The numbers rolling into the Colorado Department of Education speak for themselves: school expulsion for drug violations overwhelmingly associated with marijuana use and dealing have rocketed up at alarming rates in this state.
Consider:
- Drug violations reported by Colorado’s K-12 schools have increased 45 percent in the past four years while the combined number of all other violations has dropped.
- During the 2009-10 academic year, Colorado schools recorded 5,048 total disciplinary reports for drug offenses — a concerning increase of 25.2 percent over the previous school year. In that same period, school expulsions for drug offenses shot up 24.6 percent, and out-of-school suspensions were up 29 percent. The data include, but are not limited to, marijuana-related offenses. These troublesome increases happened in the same year that hundreds of marijuana dispensaries opened in Colorado, and federal “Safe and Drug-Free Schools and Communities” program funds made available to school districts for drug-prevention programs were eliminated.
- A lot of people thought the 2009-10 school year might be a blip of sorts on a radar. However, the level of drug violations reported during the 2010-11 school year not only held steady, but slightly increased.
In late 2011, Education Department officials asked my husband, Dr. Christian Thurstone, to develop a presentation aimed at helping teachers and other school workers understand why marijuana is especially harmful to adolescents. Educators would benefit from a refresher course on brain science, they said. They also needed to be brought up to speed on the current state of peer-reviewed, respectable marijuana research, which overwhelmingly shows that marijuana — which is up to 10 times more potent today than it was in the 1960s, ’70s, ’80s and ’90s — undermines education.
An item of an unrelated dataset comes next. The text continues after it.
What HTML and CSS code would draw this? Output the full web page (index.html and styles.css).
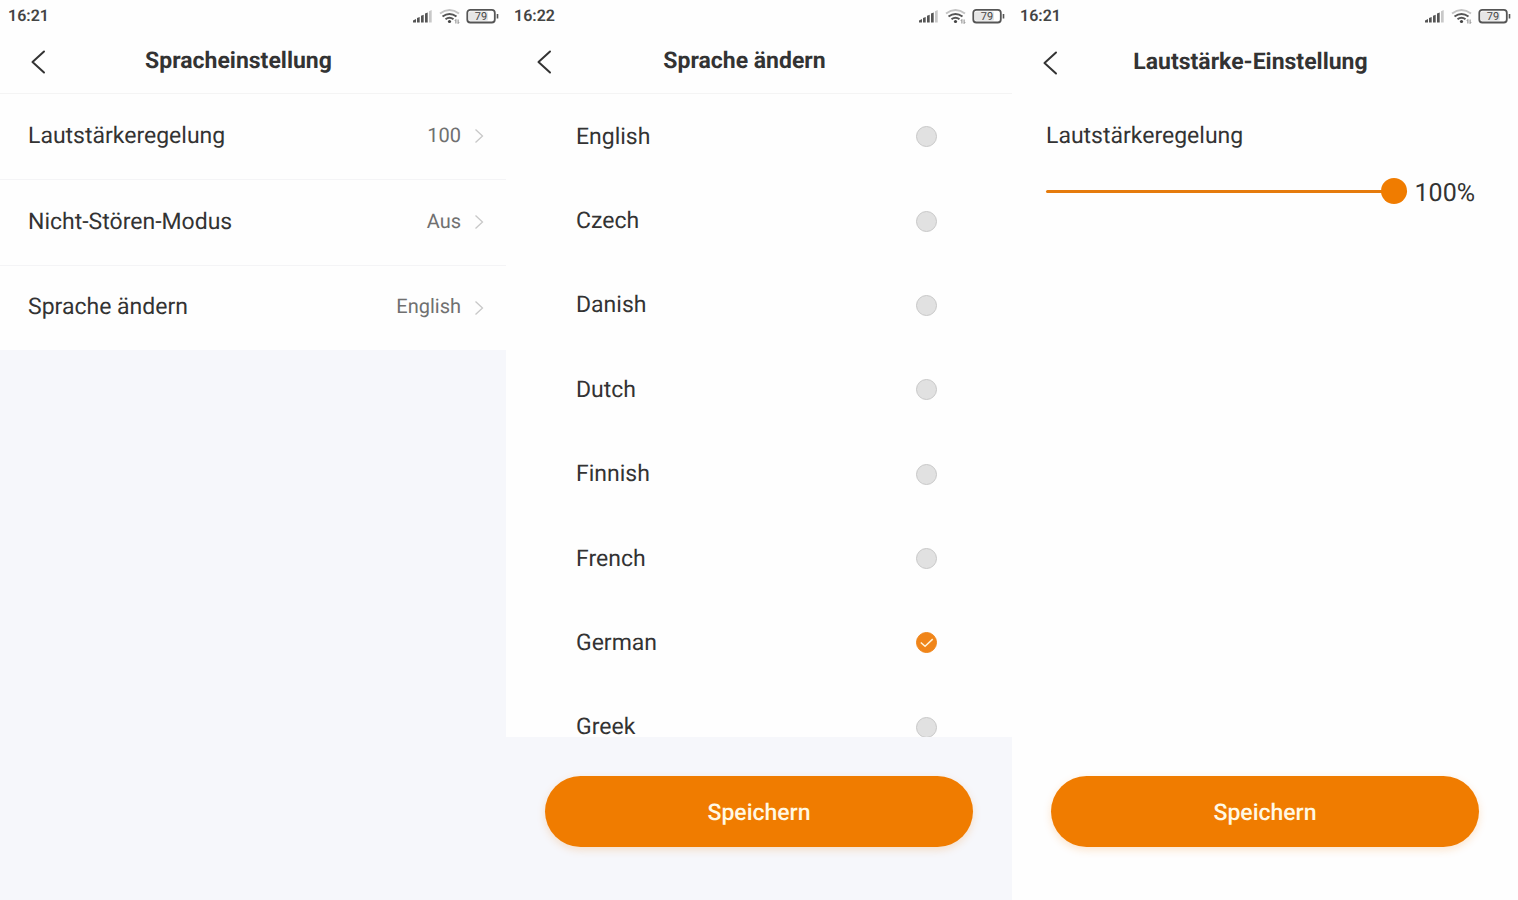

This is information you won’t even find in a lot of school textbooks, some department officials said.
The department wanted materials in several formats that would simply and clearly explain “The Big Deal” of marijuana. A “slide show” a principal might use when speaking with faculty members. A four-page “brochure” that included medical citations. A two-page “fast facts” sheet that could be distributed to people wanting a crash course in all of this stuff at essentially a glance. The department wanted the materials in full color — and in gray scale so schools and education-focused groups with limited budgets could have clean, polished copies, too.
That’s when Chris asked me for help. My company, Media Salad, Inc., conducts market research. My colleagues and I don’t do public relations. We don’t do spin. We know facts are sufficient, and that we don’t need to do a sales job on people. We simply present what we know to be truth and let people decide what to do with it — just as we did for millions of people when we worked for some of the nation’s largest news organizations.
And yes, because Chris is sorely colorblind, I was immediately concerned about what any slides he would submit to Colorado’s education department would look like.
So, Media Salad stepped in to help. Drug-legalization proponents have dismissed our work as “government propaganda,” but I can assure you it’s not. These are the results of reputable, peer-reviewed research. These are well known facts of adolescent medicine. These are the records reported by Colorado schools that have alarmed state Department of Education officials. Not one government employee ever stepped in to tell us what to say in these materials.